Pennsylvania secretary of state resigns over ballot initiative error
Pennsylvania Secretary of the Commonwealth Kathy Boockvar (D) said she will step down at the end of the week after her office failed to properly advertise a proposed constitutional amendment to expand the civil lawsuit window for alleged child sexual abuse victims.
The amendment would have given plaintiffs two years to file civil lawsuits, according to The Wall Street Journal. State law requires proposed amendments to first pass the state legislature during consecutive sessions before they are put directly to voters as a ballot initiative.
The Pennsylvania Department of State is required by law to place newspaper ads outlining any such proposed amendments.

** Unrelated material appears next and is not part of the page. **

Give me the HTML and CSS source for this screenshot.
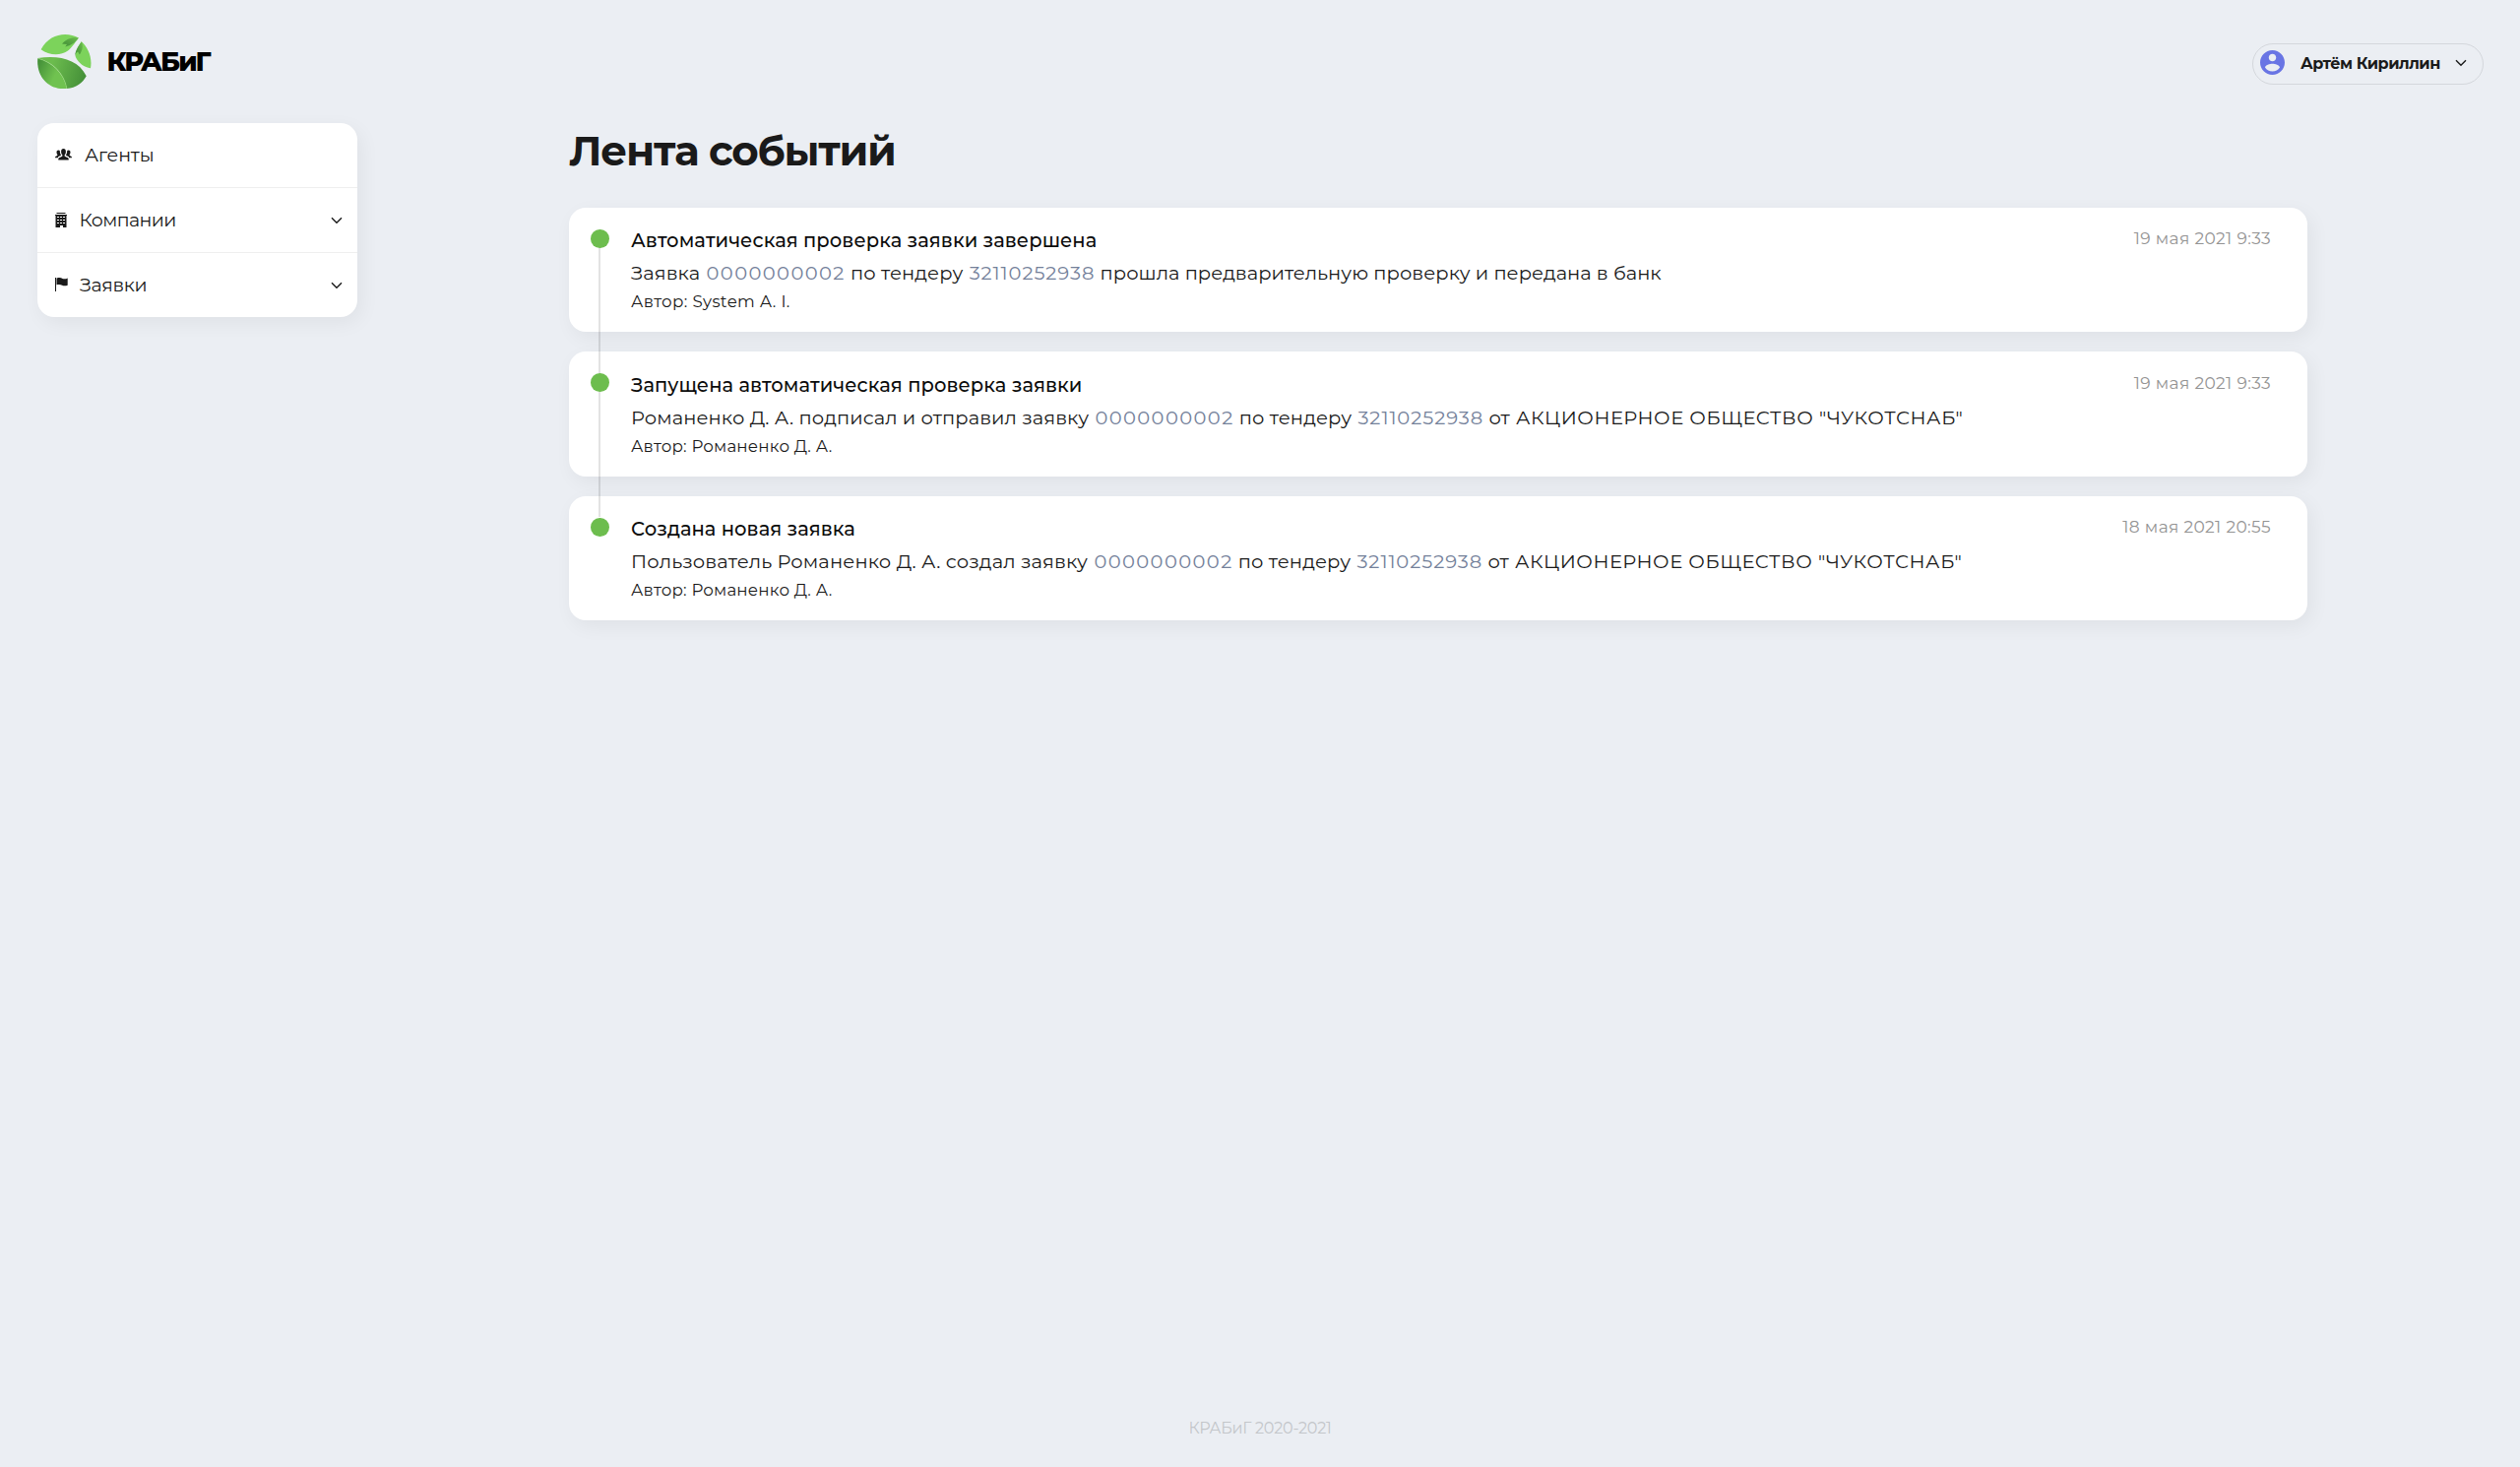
FILE: index.html
```html
<!DOCTYPE html>
<html lang="ru">
<head>
<meta charset="utf-8">
<title>КРАБиГ</title>
<link rel="stylesheet" href="styles.css">
</head>
<body>
<header class="header">
  <a class="brand">
    <svg class="brand-mark" viewBox="12 14 165 167">
      <defs>
        <linearGradient id="leaf" x1="0" y1=".2" x2="1" y2=".7"><stop offset="0" stop-color="#459139"/><stop offset=".62" stop-color="#70c250"/></linearGradient>
        <linearGradient id="leafHalf" x1="0" y1=".4" x2="1" y2=".6"><stop offset=".25" stop-color="#6cbc4e"/><stop offset="1" stop-color="#448f38"/></linearGradient>
        <linearGradient id="fold" x1="0" y1="1" x2="1" y2="0"><stop offset="0" stop-color="#3f8b35"/><stop offset="1" stop-color="#6cbd4e"/></linearGradient>
      </defs>
      <path fill="#7cd35b" d="M22 60C40 28 68 14 96 14c16 0 30 4 42 11-14 18-20 30-34 40-22 15-57 14-82-5z"/>
      <path fill="url(#fold)" d="M138 25C117 20 99 29 87 43l15 1-5 8c18-4 30-12 41-27z"/>
      <path fill="#7cd35b" d="M147 36c20 19 34 48 28 82-19-2-37-15-46-34-3-15 8-32 18-48z"/>
      <path fill="url(#fold)" d="M147 36c-10 14-20 29-20 46 1-9 5-14 9-15l5 9c9-12 12-27 6-40z"/>
      <path fill="url(#leafHalf)" d="M12 87c63-10 124 2 150 55-12 22-32 36-60 39-9-47-42-81-90-94z"/>
      <path fill="url(#leaf)" d="M12 88c45 12 79 45 90 92-48 9-96-30-90-92z"/>
      <path fill="none" stroke="#8fdb70" stroke-width="1.6" d="M12 88c48 12 81 46 90 93"/>
    </svg>
    <span class="brand-name">КРАБиГ</span>
  </a>
  <button class="user">
    <svg class="user-icon" viewBox="2 2 20 20"><path d="M12 2C6.48 2 2 6.48 2 12s4.48 10 10 10 10-4.48 10-10S17.52 2 12 2zm0 3c1.66 0 3 1.34 3 3s-1.34 3-3 3-3-1.34-3-3 1.34-3 3-3zm0 14.2c-2.5 0-4.71-1.28-6-3.22.03-1.99 4-3.08 6-3.08 1.99 0 5.97 1.09 6 3.08-1.29 1.94-3.5 3.22-6 3.22z"/></svg>
    <span class="user-name">Артём Кириллин</span>
    <svg class="chevron" viewBox="0 0 12 8"><path d="M1 1.2l5 5 5-5"/></svg>
  </button>
</header>
<div class="layout">
  <nav class="menu">
    <a class="menu-item">
      <svg class="icon icon-group" viewBox="0 0 17 12"><path d="M8.500 0c1.600 0 2.400 1.100 2.400 2.900 0 1.400-.5 2.600-1.200 3.200v1.600l3.300 1.500c.5.300.7.600.7 1.100V11.500H3.300V10.300c0-.5.2-.8.7-1.100l3.300-1.500V6.100C6.600 5.500 6.100 4.300 6.100 2.900 6.100 1.100 6.900 0 8.500 0zM3.500 1.500c.6 0 1 .2 1.300.5 0 1.700.4 3.300 1.200 4.400v.4L3 8.300v.9H0c0-.9.200-1.200.8-1.500l1.500-.8v-.8c-.5-.5-.8-1.300-.8-2.300 0-1.400.7-2.300 2-2.300zM13.500 1.500c-.6 0-1 .2-1.300.5 0 1.700-.4 3.300-1.200 4.400v.4l3 1.500v.9h3c0-.9-.2-1.200-.8-1.500l-1.500-.8v-.8c.5-.5.8-1.300.8-2.300 0-1.400-.7-2.300-2-2.300z"/></svg>
      <span class="menu-label menu-label-agents">Агенты</span>
    </a>
    <a class="menu-item">
      <svg class="icon icon-building" viewBox="0 0 12 15"><path fill-rule="evenodd" d="M1.500 0h9v1h-9zM0 2h12v1h-.5v12H8v-2H5v2H.5V3H0zM2 4v1h2V4zM5 4v1h2V4zM8 4v1h2V4zM2 7v1h2V7zM5 7v1h2V7zM8 7v1h2V7zM2 10v1h2v-1zM5 10v1h2v-1zM8 10v1h2v-1z"/></svg>
      <span class="menu-label menu-label-companies">Компании</span>
      <svg class="chevron" viewBox="0 0 12 8"><path d="M1 1.2l5 5 5-5"/></svg>
    </a>
    <a class="menu-item">
      <svg class="icon icon-flag" viewBox="0 0 13 14"><path d="M0 0h1v14H0zM1.500.4C4-.5 6 .2 7.500 1c1.600.5 3.500.3 5.200-.6V7.700c-2 .7-4 .700-5.600 0C5.500 6.800 3.500 6.600 1.500 7.300z"/></svg>
      <span class="menu-label menu-label-requests">Заявки</span>
      <svg class="chevron" viewBox="0 0 12 8"><path d="M1 1.2l5 5 5-5"/></svg>
    </a>
  </nav>
  <main class="feed">
    <h1 class="feed-title">Лента событий</h1>
    <div class="events">
      <article class="event">
        <div class="event-body">
          <h2 class="event-title">Автоматическая проверка заявки завершена</h2>
          <p class="event-text">Заявка <a class="number">0000000002</a> по тендеру <a class="number number-tender">32110252938</a> <span class="outcome">прошла предварительную проверку и передана в банк</span></p>
          <p class="event-author event-author-system">Автор: System A. I.</p>
        </div>
        <time class="event-date">19 мая 2021 9:33</time>
      </article>
      <article class="event">
        <div class="event-body">
          <h2 class="event-title">Запущена автоматическая проверка заявки</h2>
          <p class="event-text"><span class="action-signed">Романенко Д. А. подписал и отправил заявку</span> <a class="number">0000000002</a> по тендеру <a class="number number-tender">32110252938</a> от <span class="company">АКЦИОНЕРНОЕ ОБЩЕСТВО "ЧУКОТСНАБ"</span></p>
          <p class="event-author">Автор: Романенко Д. А.</p>
        </div>
        <time class="event-date">19 мая 2021 9:33</time>
      </article>
      <article class="event">
        <div class="event-body">
          <h2 class="event-title">Создана новая заявка</h2>
          <p class="event-text"><span class="action-created">Пользователь Романенко Д. А. создал заявку</span> <a class="number">0000000002</a> по тендеру <a class="number number-tender">32110252938</a> от <span class="company">АКЦИОНЕРНОЕ ОБЩЕСТВО "ЧУКОТСНАБ"</span></p>
          <p class="event-author">Автор: Романенко Д. А.</p>
        </div>
        <time class="event-date">18 мая 2021 20:55</time>
      </article>
    </div>
  </main>
</div>
<footer class="footer">КРАБиГ 2020-2021</footer>
</body>
</html>
```

FILE: styles.css
```css
* { box-sizing: border-box; }

body {
  display: flex;
  flex-direction: column;
  margin: 0;
  min-height: 1490px;
  background: #ebeef3;
  color: #1a1a1a;
  font-family: Montserrat, Inter, sans-serif;
  font-size: 19.5px;
}

h1, h2, p { margin: 0; }

.header {
  display: flex;
  justify-content: space-between;
  height: 125px;
  padding: 35px 37px 0 38px;
}

.brand {
  display: flex;
  gap: 15.5px;
  height: 55px;
}

.brand-mark { width: 55px; height: 55px; }

.brand-name {
  color: #000;
  font-size: 27px;
  font-weight: 800;
  line-height: 55px;
  letter-spacing: -1.95px;
}

.user {
  display: flex;
  align-items: center;
  width: 235px;
  height: 42px;
  margin-top: 9px;
  padding: 0 16px 0 7px;
  border: 1px solid #d4d7dc;
  border-radius: 21px;
  background: none;
  color: inherit;
  font: 700 16px/42px Montserrat, Inter, sans-serif;
}

.user-icon {
  width: 25px;
  height: 25px;
  margin: 0 16px 3px 0;
  fill: #6975e4;
}

.user-name {
  flex: 1;
  text-align: left;
  letter-spacing: -.5px;
}

.chevron {
  width: 12px;
  height: 8px;
  fill: none;
  stroke: #1a1a1a;
  stroke-width: 1.4;
}

.user .chevron { margin-bottom: 2px; }

.menu .chevron { margin-top: 1px; }

.layout {
  display: grid;
  grid-template-columns: 325px 1766px;
  column-gap: 215px;
  align-items: start;
  padding-left: 38px;
}

.menu {
  border-radius: 17px;
  background: #fff;
  box-shadow: 4px 6px 20px rgba(0, 0, 0, .055);
}

.menu-item {
  display: flex;
  align-items: center;
  height: 65px;
  padding: 0 15px 0 18px;
}

.menu-item + .menu-item {
  height: 66px;
  border-top: 1px solid #efefef;
}

.menu-label {
  flex: 1;
  font-size: 19px;
  line-height: 26px;
}

.menu-label-agents { letter-spacing: -.1px; }
.menu-label-companies { letter-spacing: -.55px; }
.menu-label-requests { letter-spacing: -.3px; }

.icon { fill: #1a1a1a; }
.icon-group { width: 17px; height: 12px; margin: 0 13px 2px 0; }
.icon-building { width: 12px; height: 15px; margin: 0 12.5px 0 0; }
.icon-flag { width: 13px; height: 14px; margin: 0 12px 1px 0; }

.feed-title {
  margin-bottom: 30px;
  font-size: 42px;
  font-weight: 700;
  line-height: 56px;
  letter-spacing: -1.25px;
}

.events {
  display: flex;
  flex-direction: column;
  gap: 20px;
}

.event {
  position: relative;
  display: flex;
  justify-content: space-between;
  height: 126.4px;
  padding: 17.3px 37px 0 63px;
  border-radius: 17px;
  background: #fff;
  box-shadow: 4px 6px 20px rgba(0, 0, 0, .055);
}

/* Timeline marker and the line down to the next one */
.event::before {
  content: "";
  position: absolute;
  left: 22px;
  top: 22px;
  width: 18.5px;
  height: 19px;
  border-radius: 50%;
  background: #6dbd4e;
}

.event:not(:last-child)::after {
  content: "";
  position: absolute;
  z-index: 1;
  left: 30px;
  top: 41px;
  width: 2px;
  height: 127px;
  background: rgba(0, 0, 0, .11);
}

.event-title {
  font-size: 19.5px;
  font-weight: 500;
  line-height: 32px;
  letter-spacing: .07px;
  color: #0c0c0c;
}

.event-text {
  line-height: 34px;
  letter-spacing: .11px;
}

.outcome { letter-spacing: .04px; }
.action-signed { letter-spacing: .1px; }
.action-created { letter-spacing: .15px; }

.number {
  margin-left: 1px;
  color: #74819a;
  letter-spacing: 1.4px;
}

.number-tender { letter-spacing: .95px; }

.company {
  margin-left: 1px;
  letter-spacing: .55px;
}

.event-author {
  font-size: 16.7px;
  line-height: 24px;
  letter-spacing: .2px;
}

.event-author-system { letter-spacing: .35px; }

.event-date {
  color: #939393;
  font-size: 17px;
  line-height: 28px;
  letter-spacing: .38px;
}

.footer {
  margin-top: auto;
  padding-bottom: 25px;
  color: #c3c6ca;
  font-size: 16px;
  line-height: 28px;
  letter-spacing: -.27px;
  text-align: center;
}
```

While lawmakers passed the measure the first time in 2019 and were poised to pass it again in 2020, the state agency failed to place the ads, according to the newspaper. This means the amendment process must start from the beginning unless lawmakers pass a bill creating the same two-year opening.
“The delay caused by this human error will be heartbreaking for thousands of survivors of childhood sexual assault, advocates and legislators, and I join the Department of State in apologizing to you. I share your anger and frustration that this happened, and I stand with you in your fight for justice,” Gov. Tom Wolf (D), who announced Boockvar’s resignation, said in a statement.
The Department of State on Monday also apologized for the oversight, calling it the result of “simple human error” in a statement. Boockvar was appointed by Wolf in January 2019 after previously serving as a senior adviser to the governor on modernizing election procedures.
Other states, including New York, have similar laws on the books, which have prompted a series of lawsuits against institutions including the Boy Scouts of America and the Catholic Church.
Pennsylvania State Rep. Mark Rozzi (D), a backer of the measure who has himself alleged sexual abuse by a priest as a teenager, said there is still a chance the proposal could make the May primary election ballot.
“I’m just shocked this has happened, but we persevered for all these years and we will continue to do just that. I will not give up the fight until this gets done, period,” he told the Journal.